Innymi słowy, jeżeli w sprawie nie przysługują zwykłe środki zaskarżenia, to skargę należy wnieść w terminie trzech miesięcy od dnia doręczenia skarżącemu prawomocnego orzeczenia wraz z uzasadnieniem (jeśli przedmiotem skargi są przepisy o charakterze materialnoprawnym) bądź orzeczenia przesądzającego o niemożności wniesienia środka odwoławczego (jeśli przedmiotem skargi są przepisy dotyczące jego zaskarżalności).
Trybunał Konstytucyjny, w obecnym składzie, stwierdza zatem, że w postanowieniu z 6 grudnia 2012 r. Trybunał słusznie uznał, że wystąpienie przez skarżącą ze skargą o stwierdzenie niezgodności z prawem prawomocnego orzeczenia, nie jest elementem wyczerpania drogi prawnej i dlatego skutkowało przekroczeniem terminu do wniesienia skargi konstytucyjnej.

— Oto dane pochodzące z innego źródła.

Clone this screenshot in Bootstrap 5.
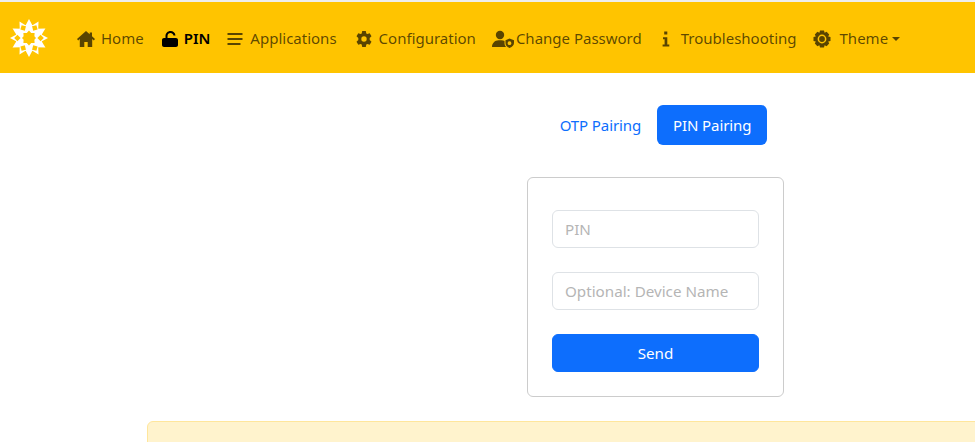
<!DOCTYPE html>
<html lang="en">
<head>
    <meta charset="UTF-8">
    <meta name="viewport" content="width=device-width, initial-scale=1.0">
    <title>PIN</title>
    <link href="https://cdn.jsdelivr.net/npm/bootstrap@5.3.0/dist/css/bootstrap.min.css" rel="stylesheet">
    <style>
        html, body { overflow-x: hidden; }
        body { font-family: "Noto Sans", "Open Sans", sans-serif; font-size: 15px; }
        .top-bar { background-color: #ffc400; border-top: 2px solid #eeeeee; height: 73px; padding: 0 0 0 10px; }
        .top-bar .navbar-brand { padding: 0; margin-right: 21px; line-height: 0; }
        .top-bar .nav-link { color: rgba(0, 0, 0, .65); padding: 9px 9px 7px; display: flex; align-items: center; white-space: nowrap; }
        .top-bar .nav-link.active { color: #000; font-weight: 600; }
        .top-bar .nav-link.link-apps { padding-right: 10px; }
        .top-bar .nav-link.link-tight { padding-right: 7px; }
        .top-bar .nav-link.link-wide { padding-right: 8px; }
        .nav-ico { width: 18px; height: 18px; margin-right: 6px; fill: currentColor; flex: none; }
        .ico-user { width: 22px; margin-right: 2px; }
        .ico-theme { margin-right: 9px; }
        .page-wrap { margin-left: 147px; width: 1017px; }
        .pair-tabs { margin-top: 32px; letter-spacing: -.1px; }
        .pair-tabs .nav-link { height: 40px; padding: 9px 16px 7px; }
        .pair-box { width: 257px; height: 220px; margin: 32px auto 24px; padding: 32px 24px 0; border: 1px solid #cccccc; border-radius: 6px; }
        .pair-box .form-control { height: 38px; margin-bottom: 24px; font-size: 15.2px; border-color: #dee2e6; }
        .pair-box .form-control::placeholder { color: #b5b5b5; }
        .pair-box .btn { height: 38px; padding: 0; font-size: 15.2px; }
        .note-box { height: 60px; margin: 0; }
    </style>
</head>
<body>

    <nav class="navbar navbar-expand top-bar">
        <a class="navbar-brand" href="#">
            <svg width="38" height="38" viewBox="-19 -19 38 38">
                <defs>
                    <polygon id="spike" points="-4,-11.5 0,-19 4,-11.5" fill="#fff"/>
                    <polygon id="hole" points="0,-14.8 3.2,-11.6 0,-8.4 -3.2,-11.6" fill="#ffc400"/>
                </defs>
                <circle r="13" fill="#fff"/>
                <use href="#spike"/>
                <use href="#spike" transform="rotate(30)"/>
                <use href="#spike" transform="rotate(60)"/>
                <use href="#spike" transform="rotate(90)"/>
                <use href="#spike" transform="rotate(120)"/>
                <use href="#spike" transform="rotate(150)"/>
                <use href="#spike" transform="rotate(180)"/>
                <use href="#spike" transform="rotate(210)"/>
                <use href="#spike" transform="rotate(240)"/>
                <use href="#spike" transform="rotate(270)"/>
                <use href="#spike" transform="rotate(300)"/>
                <use href="#spike" transform="rotate(330)"/>
                <use href="#hole" transform="rotate(30)"/>
                <use href="#hole" transform="rotate(90)"/>
                <use href="#hole" transform="rotate(150)"/>
                <use href="#hole" transform="rotate(210)"/>
                <use href="#hole" transform="rotate(270)"/>
                <use href="#hole" transform="rotate(330)"/>
                <polygon points="0,-7.5 2.2,-5 5.6,-5 5.4,-1.8 7,0 5.4,1.8 5.6,5 2.2,5 0,7.5 -2.2,5 -5.6,5 -5.4,1.8 -7,0 -5.4,-1.8 -5.6,-5 -2.2,-5" fill="#ffc400"/>
            </svg>
        </a>
        <ul class="navbar-nav">
            <li class="nav-item">
                <a class="nav-link" href="#">
                    <svg class="nav-ico" viewBox="0 0 18 18"><path d="M9 1 0 9 1.2 10.4 2.8 9V17H7.3V12H10.7V17H15.2V9L16.8 10.4 18 9 15 6.3V2.5H12.7V4.3Z"/></svg>
                    Home
                </a>
            </li>
            <li class="nav-item">
                <a class="nav-link active" href="#">
                    <svg class="nav-ico" viewBox="-1.5 0 18 18"><path d="M2.5 8H4V6C4 3.2 6.2 1 9 1 11.6 1 13.7 2.8 14 5.4H12C11.7 3.9 10.5 3 9 3 7.3 3 6 4.3 6 6V8H14.5C15.6 8 16.5 8.9 16.5 10V15C16.5 16.1 15.6 17 14.5 17H2.5C1.4 17 .5 16.1.5 15V10C.5 8.9 1.4 8 2.5 8Z"/></svg>
                    PIN
                </a>
            </li>
            <li class="nav-item">
                <a class="nav-link link-apps" href="#">
                    <svg class="nav-ico" viewBox="0 0 18 18"><path d="M1.5 3H16.5V5H1.5ZM1.5 8H16.5V10H1.5ZM1.5 13H14.5V15H1.5Z"/></svg>
                    Applications
                </a>
            </li>
            <li class="nav-item">
                <a class="nav-link" href="#">
                    <svg class="nav-ico" viewBox="-9 -9 18 18">
                        <path fill-rule="evenodd" d="M-1.8-8H1.8L2.3-5.6 3.4-5 5.7-5.8 7.5-2.7 5.7-1.1V1.1L7.5 2.7 5.7 5.8 3.4 5 2.3 5.6 1.8 8H-1.8L-2.3 5.6-3.4 5-5.7 5.8-7.5 2.7-5.7 1.1V-1.1L-7.5-2.7-5.7-5.8-3.4-5-2.3-5.6ZM0-2.7A2.7 2.7 0 1 0 0 2.7 2.7 2.7 0 1 0 0-2.7Z"/>
                    </svg>
                    Configuration
                </a>
            </li>
            <li class="nav-item">
                <a class="nav-link link-tight" href="#">
                    <svg class="nav-ico ico-user" viewBox="0 0 22 18">
                        <circle cx="8" cy="5" r="4.2"/>
                        <path d="M0 17C0 13 3 10.2 6.5 10.2H9.5C10.6 10.2 11.6 10.4 12.5 10.9V13C12.5 14.6 13.2 16 14.2 17Z"/>
                        <path fill-rule="evenodd" d="M17.5 8.5 22 10.2V13C22 15 20.5 16.8 17.5 18 14.5 16.8 13.5 15 13.5 13V10.2ZM17.5 11.3A1.9 1.9 0 1 0 17.5 15.1 1.9 1.9 0 1 0 17.5 11.3Z"/>
                    </svg>
                    Change Password
                </a>
            </li>
            <li class="nav-item">
                <a class="nav-link link-wide" href="#">
                    <svg class="nav-ico" viewBox="0 0 18 18"><path d="M7.2 1.5H10.3V4.5H7.2ZM6 7.2H10.3V14.5H12.3V16.5H5.6V14.5H7.6V9.2H6Z"/></svg>
                    Troubleshooting
                </a>
            </li>
            <li class="nav-item dropdown">
                <a class="nav-link dropdown-toggle" href="#">
                    <svg class="nav-ico ico-theme" viewBox="-9 -9 18 18">
                        <path fill-rule="evenodd" d="M-2-8.5H2L2.6-6.2 4.6-7.2 7.2-4.6 6.2-2.6 8.5-2V2L6.2 2.6 7.2 4.6 4.6 7.2 2.6 6.2 2 8.5H-2L-2.6 6.2-4.6 7.2-7.2 4.6-6.2 2.6-8.5 2V-2L-6.2-2.6-7.2-4.6-4.6-7.2-2.6-6.2ZM0-4.4A4.4 4.4 0 1 0 0 4.4 4.4 4.4 0 1 0 0-4.4ZM0-2.9A2.9 2.9 0 1 1 0 2.9 2.9 2.9 0 1 1 0-2.9Z"/>
                    </svg>
                    Theme
                </a>
            </li>
        </ul>
    </nav>

    <div class="page-wrap">
        <ul class="nav nav-pills justify-content-center pair-tabs">
            <li class="nav-item"><a class="nav-link" href="#">OTP Pairing</a></li>
            <li class="nav-item"><a class="nav-link active" href="#">PIN Pairing</a></li>
        </ul>

        <form class="pair-box">
            <input type="text" class="form-control" placeholder="PIN">
            <input type="text" class="form-control" placeholder="Optional: Device Name">
            <button type="button" class="btn btn-primary w-100">Send</button>
        </form>

        <div class="alert alert-warning note-box" role="alert"></div>
    </div>

    <script src="https://cdn.jsdelivr.net/npm/bootstrap@5.3.0/dist/js/bootstrap.bundle.min.js"></script>
</body>
</html>
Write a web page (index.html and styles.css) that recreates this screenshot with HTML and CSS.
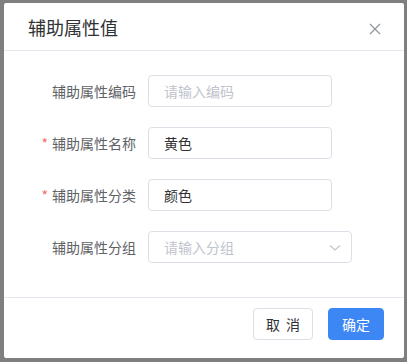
FILE: index.html
```html
<!DOCTYPE html>
<html lang="zh">
<head>
<meta charset="utf-8">
<link rel="stylesheet" href="styles.css">
</head>
<body>
<div class="dialog">
  <div class="header">
    <span class="title">辅助属性值</span>
    <span class="close">
      <svg width="12" height="12" viewBox="0 0 12 12"><path d="M1 1 L11 11 M11 1 L1 11" stroke="#909399" stroke-width="1.2" fill="none"/></svg>
    </span>
  </div>
  <div class="body">
    <div class="row">
      <label class="label">辅助属性编码</label>
      <div class="input placeholder">请输入编码</div>
    </div>
    <div class="row">
      <label class="label"><span class="req">*</span>辅助属性名称</label>
      <div class="input">黄色</div>
    </div>
    <div class="row">
      <label class="label"><span class="req">*</span>辅助属性分类</label>
      <div class="input">颜色</div>
    </div>
    <div class="row">
      <label class="label">辅助属性分组</label>
      <div class="input select placeholder">请输入分组
        <svg class="chev" width="12" height="8" viewBox="0 0 12 8"><path d="M1 1.5 L6 6 L11 1.5" stroke="#c0c4cc" stroke-width="1.2" fill="none"/></svg>
      </div>
    </div>
  </div>
  <div class="footer">
    <button class="btn cancel">取 消</button>
    <button class="btn primary">确定</button>
  </div>
</div>
</body>
</html>
```
FILE: styles.css
```css
html, body {
  margin: 0;
  padding: 0;
  background: #7f7f7f;
  width: 407px;
  height: 362px;
  overflow: hidden;
  font-family: "Noto Sans CJK SC", "Noto Sans", sans-serif;
}
.dialog {
  margin: 3px 0 0 4px;
  width: 400px;
  height: 355px;
  background: #fff;
  border-radius: 2px;
  display: flex;
  flex-direction: column;
  box-sizing: border-box;
}
.header {
  height: 48px;
  box-sizing: border-box;
  border-bottom: 1px solid #e4e7ed;
  display: flex;
  align-items: center;
  justify-content: space-between;
  padding: 0 23px 0 24px;
}
.title {
  font-size: 18px;
  color: #303133;
  line-height: 24px;
}
.close {
  display: flex;
  margin-top: 4px;
}
.body {
  padding: 24px 0 0 0;
  flex: 1;
}
.row {
  display: flex;
  align-items: center;
  height: 32px;
  margin-bottom: 20px;
}
.label {
  width: 144px;
  box-sizing: border-box;
  padding-right: 12px;
  text-align: right;
  font-size: 14px;
  color: #606266;
}
.req {
  color: #f56c6c;
  margin-right: 4px;
}
.input {
  width: 184px;
  height: 32px;
  box-sizing: border-box;
  border: 1px solid #dcdfe6;
  border-radius: 4px;
  padding-left: 15px;
  font-size: 14px;
  line-height: 30px;
  color: #303133;
  position: relative;
}
.placeholder {
  color: #c0c4cc;
}
.select {
  width: 204px;
}
.chev {
  position: absolute;
  right: 10px;
  top: 12px;
}
.footer {
  border-top: 1px solid #e4e7ed;
  height: 61px;
  box-sizing: border-box;
  display: flex;
  justify-content: flex-end;
  align-items: flex-start;
  padding: 10px 20px 0 0;
  gap: 15px;
}
.btn {
  height: 32px;
  border: 1px solid #dcdfe6;
  background: #fff;
  border-radius: 4px;
  font-family: "Noto Sans CJK SC", "Noto Sans", sans-serif;
  font-size: 14px;
  color: #303133;
  padding: 0;
  width: 60px;
  cursor: pointer;
}
.btn.cancel {
  word-spacing: 3px;
}
.btn.primary {
  width: 56px;
  background: #3c87f4;
  border-color: #3c87f4;
  color: #fff;
}
```
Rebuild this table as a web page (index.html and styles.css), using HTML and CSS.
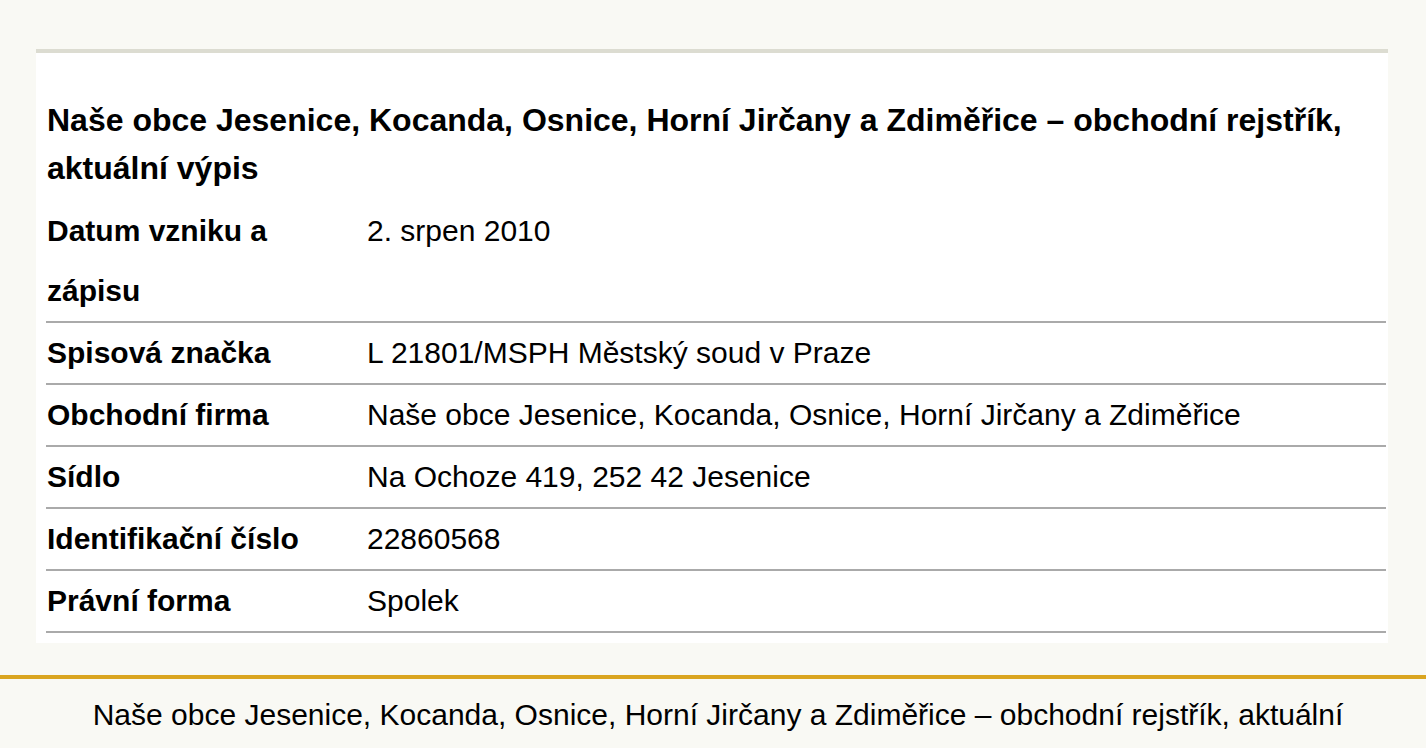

Na zakończenie, odnosząc się do wniosku o przywrócenie, „uchybionego bez winy skarżącej”, terminu do wniesienia skargi konstytucyjnej, Trybunał zwraca uwagę, że termin, o którym mowa w art. 46 ust. 1 ustawy o TK, ma charakter materialnoprawny. Wyznacza on czasową granicę podjęcia przez skarżącego czynności proceduralnej, niezbędnej (choć nie wystarczającej) do wywołania skutku w postaci stwierdzenia niekonstytucyjności kwestionowanych przepisów. Charakter tego terminu przesądza o braku możliwości jego przywrócenia. Stanowisko to jest ugruntowane zarówno w orzecznictwie Trybunału (zob. np. postanowienia TK z: 7 grudnia 2004 r., Ts 99/04, OTK ZU nr 5/B/2004, poz. 326; 5 kwietnia 2006 r., Ts 46/06, OTK ZU nr 5/B/2006, poz. 234; 4 marca 2008 r., Ts 223/07, OTK ZU nr 3/B/2008, poz. 119), jak i w doktrynie (zob. np. M. Hauser, Odesłania w postępowaniu przed Trybunałem Konstytucyjnym, Warszawa 2006, s. 179; M. Masternak-Kubiak, Procedura postępowania w sprawie skargi konstytucyjnej, [w:] Skarga konstytucyjna, red. J. Trzciński, Warszawa 2000, s. 181-182). W odniesieniu do terminu przewidzianego w art. 46 ust. 1 ustawy o TK nie znajdują więc zastosowania przepisy k.p.c. regulujące możliwość przywrócenia terminów o charakterze procesowym.

W związku z tym, że zażalenie nie podważa podstaw odmowy nadania skardze konstytucyjnej dalszego biegu, Trybunał Konstytucyjny, na podstawie art. 49 w związku. z art. 36 ust. 7 ustawy o TK, orzekł jak w sentencji.